Takfir has cropped up on the fringes of recent terrorist probes.
In Jordan, one of 13 suspects accused of plotting to bomb American targets earlier this year is an alleged Takfir adherent. Moroccan officials have targeted Takfir followers in raids. Last year, French anti-terrorist agents detained more than a dozen suspected Takfir members.
Also last year, Lebanese forces arrested dozens of suspects accused of planning to assassinate the U.S. ambassador and other plots. Some suspects were reportedly Takfir followers.
Belgian investigators, meanwhile, are looking for possible ties between the Van Gogh slaying and threats against political figures including the justice minister and a lawmaker with Moroccan parents, Mimount Bousakla, who has challenged conservative Muslim social codes. Bousakla went into hiding after receiving anonymous calls that included a threat "to ritually slaughter her," Belgian officials said Wednesday.
Van Gogh was shot and then his throat was slashed. He had recently collaborated with Somali-born Ayaan Hirsi Ali, a parliament member, on a film criticizing Islam's treatment of women. She also has moved to a secret location.
"You can't dismiss the influence of Takfir on contemporary terrorism at some level," said Omid Safi, a religion professor at Colgate University. "It brands everyone it opposes as an infidel - including Muslims - and that makes it that much easier to inflict violence on them."
What actions can be taken to create a more moderate, less violent, Islam? This Stephen Schwartz article from Tech Central Station suggests a practical approach. Schwartz assumes the Koran, Hadiths, and Sira will never be changed, and he's probably right.

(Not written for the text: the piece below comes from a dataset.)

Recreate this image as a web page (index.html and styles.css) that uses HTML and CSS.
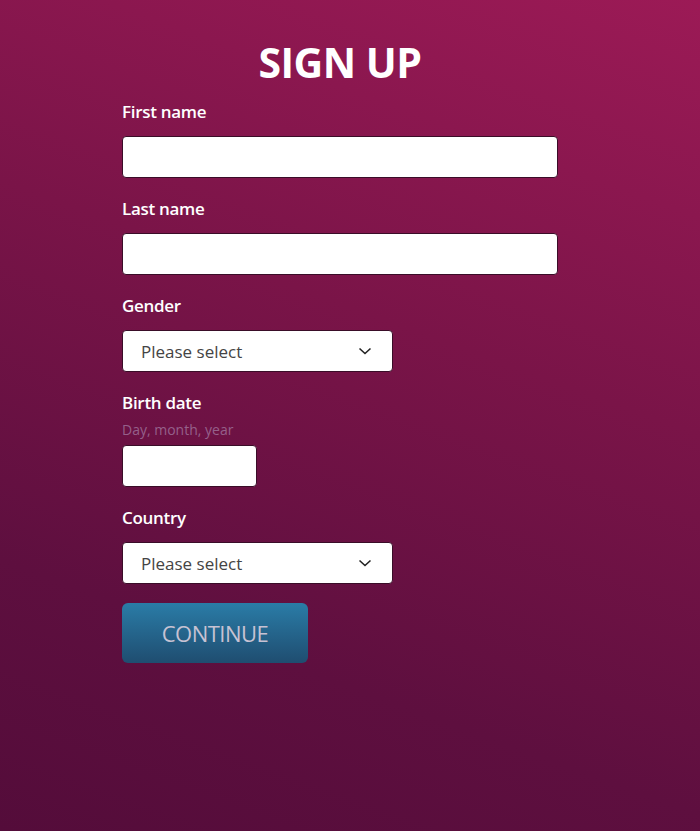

Some also insist that it is simplistic to blame Wahhabism alone for the present offensive by radical Islam. That is because they do not grasp the nature of Wahhabism or the solution to it. Wahhabism abolishes the tradition of pluralistic interpretation of Qur'an, the hadith, and Islamic law for which the religion was always previously known. To discuss the issues that have been forced on Islam by the terrorists, such as jihad, Muslims must first reclaim the right to discuss the religion on its own terms. That means ending the Wahhabi monopoly on discourse. When I published an exposé of the "Wahhabi Qur'an," in which statements that might be applied negatively to Jews and Christians were printed as if they unquestionably assailed those faiths, I was accused of diverting attention from the original malice allegedly present in the text. But Islamic pluralism, and Islamic moderation, embody the unchallengeable presumption that Qur'an, the hadith, and Islamic law are and always were open to differing interpretations. (Debate over textual interpretation is not the same as ijtihad, or originality in legal judgments, but that should be taken up elsewhere.) Wahhabism, which dominates mosques in the United States no less than in the Saudi kingdom, wipes out such a diversity of views, and replaces them with a single totalitarian dispensation.

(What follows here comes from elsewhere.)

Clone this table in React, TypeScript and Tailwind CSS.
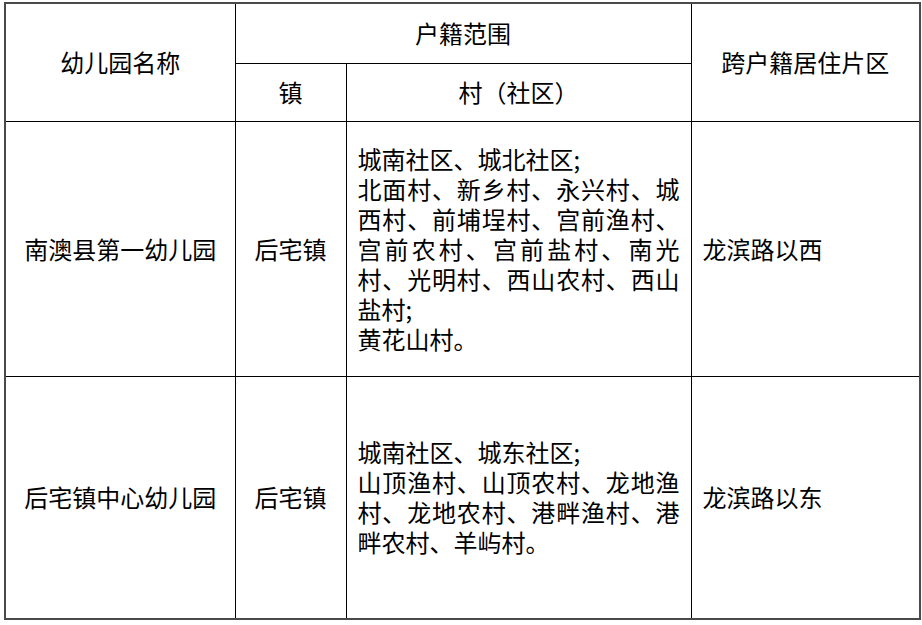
import React from "react";

const cell = "border border-black align-middle";

export default function App() {
  return (
    <div
      className="w-[922px] h-[625px] bg-white pl-[4px] pt-[2px] text-black"
      style={{ fontFamily: '"Noto Sans CJK SC", "Noto Sans", sans-serif' }}
    >
      <table className="border-collapse table-fixed w-[915px] border-2 border-[#4a4a4a] text-[24px] leading-[30px]">
        <colgroup>
          <col className="w-[230px]" />
          <col className="w-[111px]" />
          <col className="w-[345px]" />
          <col className="w-[229px]" />
        </colgroup>
        <tbody>
          <tr className="h-[60px]">
            <td rowSpan={2} className={`${cell} text-center`}>幼儿园名称</td>
            <td colSpan={2} className={`${cell} text-center`}>户籍范围</td>
            <td rowSpan={2} className={`${cell} text-center`}>跨户籍居住片区</td>
          </tr>
          <tr className="h-[58px]">
            <td className={`${cell} text-center`}>镇</td>
            <td className={`${cell} text-center`}>村（社区）</td>
          </tr>
          <tr className="h-[255px]">
            <td className={`${cell} text-center`}>南澳县第一幼儿园</td>
            <td className={`${cell} text-center`}>后宅镇</td>
            <td className={`${cell} px-[11px] text-justify`}>
              城南社区、城北社区;
              <br />
              北面村、新乡村、永兴村、城西村、前埔埕村、宫前渔村、宫前农村、宫前盐村、南光村、光明村、西山农村、西山盐村;
              <br />
              黄花山村。
            </td>
            <td className={`${cell} px-[11px]`}>龙滨路以西</td>
          </tr>
          <tr className="h-[243px]">
            <td className={`${cell} text-center`}>后宅镇中心幼儿园</td>
            <td className={`${cell} text-center`}>后宅镇</td>
            <td className={`${cell} px-[11px] text-justify`}>
              城南社区、城东社区;
              <br />
              山顶渔村、山顶农村、龙地渔村、龙地农村、港畔渔村、港畔农村、羊屿村。
            </td>
            <td className={`${cell} px-[11px]`}>龙滨路以东</td>
          </tr>
        </tbody>
      </table>
    </div>
  );
}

The enforced uniformity of Wahhabism must be overthrown; then, with the restoration of Islamic pluralism, every verse in Qur'an, every hadith, and every precedent in Islamic law can be analyzed anew. I believe much can and will be reaffirmed as a foundation for moderation. But it is doubtful that Muslim tradition will be reordered according to the dictates of simplistic and bigoted non-Muslim demagogues. It is peculiar to me, in this context, that the long-standing recognition that Islam is divided between a fundamentalist minority and a nonfundamentalist majority seems to have disappeared from the minds of many Westerners; to them, as to the Muslim radicals, there is only one Islam. Some Western propagandists work overtime to convince the world that fundamentalist Islam is the only expression the faith ever produced, or that because Qur'an has not been expurgated, Muslims will always turn in that direction. Such analysts of the past think little of the future; removing controversial parts of Qur'an or any other part of Islamic tradition would only make them forbidden fruit, and even more attractive as weapons of radicalization.
When these brave pioneers in Islamic thought attempt to bring new, or old, insight into Islamic scripture, I suggest they do so with their heads down and powder dry. The Takfirs and Wahhabis would like nothing more than to kill the "infidels".